[START]
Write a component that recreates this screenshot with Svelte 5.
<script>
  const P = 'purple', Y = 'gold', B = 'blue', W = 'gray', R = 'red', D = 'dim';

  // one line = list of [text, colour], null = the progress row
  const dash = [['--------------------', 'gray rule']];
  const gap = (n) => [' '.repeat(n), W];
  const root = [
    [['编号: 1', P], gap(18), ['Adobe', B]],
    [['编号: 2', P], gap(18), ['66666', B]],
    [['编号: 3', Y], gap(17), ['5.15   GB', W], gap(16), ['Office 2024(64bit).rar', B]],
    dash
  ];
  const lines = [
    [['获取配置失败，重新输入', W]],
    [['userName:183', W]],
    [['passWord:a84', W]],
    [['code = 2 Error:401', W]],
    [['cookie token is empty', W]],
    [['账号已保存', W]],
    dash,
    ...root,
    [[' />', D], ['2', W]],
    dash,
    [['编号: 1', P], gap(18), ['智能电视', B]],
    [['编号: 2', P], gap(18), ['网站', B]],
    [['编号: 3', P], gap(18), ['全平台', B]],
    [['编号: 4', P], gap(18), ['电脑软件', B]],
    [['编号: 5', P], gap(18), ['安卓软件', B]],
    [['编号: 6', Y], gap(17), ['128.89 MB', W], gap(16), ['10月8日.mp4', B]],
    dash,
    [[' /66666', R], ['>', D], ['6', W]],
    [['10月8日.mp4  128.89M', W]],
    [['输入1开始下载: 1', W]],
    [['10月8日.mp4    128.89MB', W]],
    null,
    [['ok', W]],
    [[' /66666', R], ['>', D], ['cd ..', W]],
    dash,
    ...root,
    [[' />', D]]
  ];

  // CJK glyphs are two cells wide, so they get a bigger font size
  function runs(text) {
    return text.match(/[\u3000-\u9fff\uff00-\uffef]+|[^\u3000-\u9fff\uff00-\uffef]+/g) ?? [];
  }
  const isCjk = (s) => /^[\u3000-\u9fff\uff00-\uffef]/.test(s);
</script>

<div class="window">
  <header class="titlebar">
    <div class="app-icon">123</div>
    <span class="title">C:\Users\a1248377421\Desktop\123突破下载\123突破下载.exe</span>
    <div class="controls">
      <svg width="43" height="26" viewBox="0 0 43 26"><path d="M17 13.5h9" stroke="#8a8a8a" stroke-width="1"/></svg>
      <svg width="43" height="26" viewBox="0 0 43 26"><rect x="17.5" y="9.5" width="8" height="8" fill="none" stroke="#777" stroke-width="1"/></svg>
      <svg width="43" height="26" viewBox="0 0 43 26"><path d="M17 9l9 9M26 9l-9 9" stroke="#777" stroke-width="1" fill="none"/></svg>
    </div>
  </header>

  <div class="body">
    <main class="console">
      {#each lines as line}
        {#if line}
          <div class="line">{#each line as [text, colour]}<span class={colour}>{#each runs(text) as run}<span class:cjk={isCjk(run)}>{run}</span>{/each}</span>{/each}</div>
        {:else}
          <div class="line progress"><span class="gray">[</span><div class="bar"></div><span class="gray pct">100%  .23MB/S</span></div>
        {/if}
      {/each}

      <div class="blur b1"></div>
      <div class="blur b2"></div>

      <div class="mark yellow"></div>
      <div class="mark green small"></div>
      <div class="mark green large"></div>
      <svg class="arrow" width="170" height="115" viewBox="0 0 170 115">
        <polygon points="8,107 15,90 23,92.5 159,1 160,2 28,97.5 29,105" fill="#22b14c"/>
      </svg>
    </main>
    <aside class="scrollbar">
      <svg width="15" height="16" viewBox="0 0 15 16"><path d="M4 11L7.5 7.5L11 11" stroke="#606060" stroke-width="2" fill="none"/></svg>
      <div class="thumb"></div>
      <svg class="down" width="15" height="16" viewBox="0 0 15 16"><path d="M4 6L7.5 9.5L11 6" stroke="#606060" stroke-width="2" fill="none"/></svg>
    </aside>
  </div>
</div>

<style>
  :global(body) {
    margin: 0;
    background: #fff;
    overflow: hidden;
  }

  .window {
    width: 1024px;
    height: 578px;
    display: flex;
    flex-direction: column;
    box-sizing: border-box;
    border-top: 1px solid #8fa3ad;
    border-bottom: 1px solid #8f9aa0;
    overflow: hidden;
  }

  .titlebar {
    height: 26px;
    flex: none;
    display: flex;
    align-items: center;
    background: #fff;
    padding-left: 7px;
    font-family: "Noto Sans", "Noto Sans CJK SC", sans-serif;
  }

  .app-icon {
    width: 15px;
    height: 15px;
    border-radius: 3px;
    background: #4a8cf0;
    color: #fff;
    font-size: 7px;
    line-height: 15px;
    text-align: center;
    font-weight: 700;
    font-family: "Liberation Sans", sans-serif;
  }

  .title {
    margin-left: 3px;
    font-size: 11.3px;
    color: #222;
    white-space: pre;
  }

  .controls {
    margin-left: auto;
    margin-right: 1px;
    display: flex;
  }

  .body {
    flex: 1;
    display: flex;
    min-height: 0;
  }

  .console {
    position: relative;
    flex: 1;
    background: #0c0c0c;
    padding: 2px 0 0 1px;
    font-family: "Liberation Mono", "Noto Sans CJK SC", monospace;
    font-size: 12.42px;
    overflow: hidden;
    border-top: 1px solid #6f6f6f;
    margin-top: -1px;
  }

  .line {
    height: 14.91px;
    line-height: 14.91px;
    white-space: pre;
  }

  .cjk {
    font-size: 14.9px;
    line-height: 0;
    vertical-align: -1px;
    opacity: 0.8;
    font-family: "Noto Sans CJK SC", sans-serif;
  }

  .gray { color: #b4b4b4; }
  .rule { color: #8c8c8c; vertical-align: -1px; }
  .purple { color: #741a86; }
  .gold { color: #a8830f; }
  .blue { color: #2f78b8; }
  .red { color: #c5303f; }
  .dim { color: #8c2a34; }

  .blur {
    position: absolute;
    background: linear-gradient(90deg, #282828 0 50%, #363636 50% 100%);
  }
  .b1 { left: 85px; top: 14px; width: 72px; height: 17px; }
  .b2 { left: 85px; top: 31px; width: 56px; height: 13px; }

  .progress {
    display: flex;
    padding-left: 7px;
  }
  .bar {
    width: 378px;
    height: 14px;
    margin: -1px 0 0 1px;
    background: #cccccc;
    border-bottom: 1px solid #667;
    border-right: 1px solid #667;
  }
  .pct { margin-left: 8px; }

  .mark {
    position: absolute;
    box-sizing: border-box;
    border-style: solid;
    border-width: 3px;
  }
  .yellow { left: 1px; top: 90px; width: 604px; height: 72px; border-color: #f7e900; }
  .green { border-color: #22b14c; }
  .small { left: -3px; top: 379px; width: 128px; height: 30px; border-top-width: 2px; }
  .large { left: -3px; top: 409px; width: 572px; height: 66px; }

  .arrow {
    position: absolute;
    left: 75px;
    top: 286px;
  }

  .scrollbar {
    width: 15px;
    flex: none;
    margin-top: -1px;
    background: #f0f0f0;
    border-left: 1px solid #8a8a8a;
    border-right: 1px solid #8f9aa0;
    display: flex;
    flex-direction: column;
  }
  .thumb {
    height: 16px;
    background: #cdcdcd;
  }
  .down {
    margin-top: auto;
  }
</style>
[END]
Extract the first line above and each line after it up to and including the one with "const P = 'purple', Y", please, exactly and with nothing else.

● Written response:
Write a component that recreates this screenshot with Svelte 5.
<script>
  const P = 'purple', Y = 'gold', B = 'blue', W = 'gray', R = 'red', D = 'dim';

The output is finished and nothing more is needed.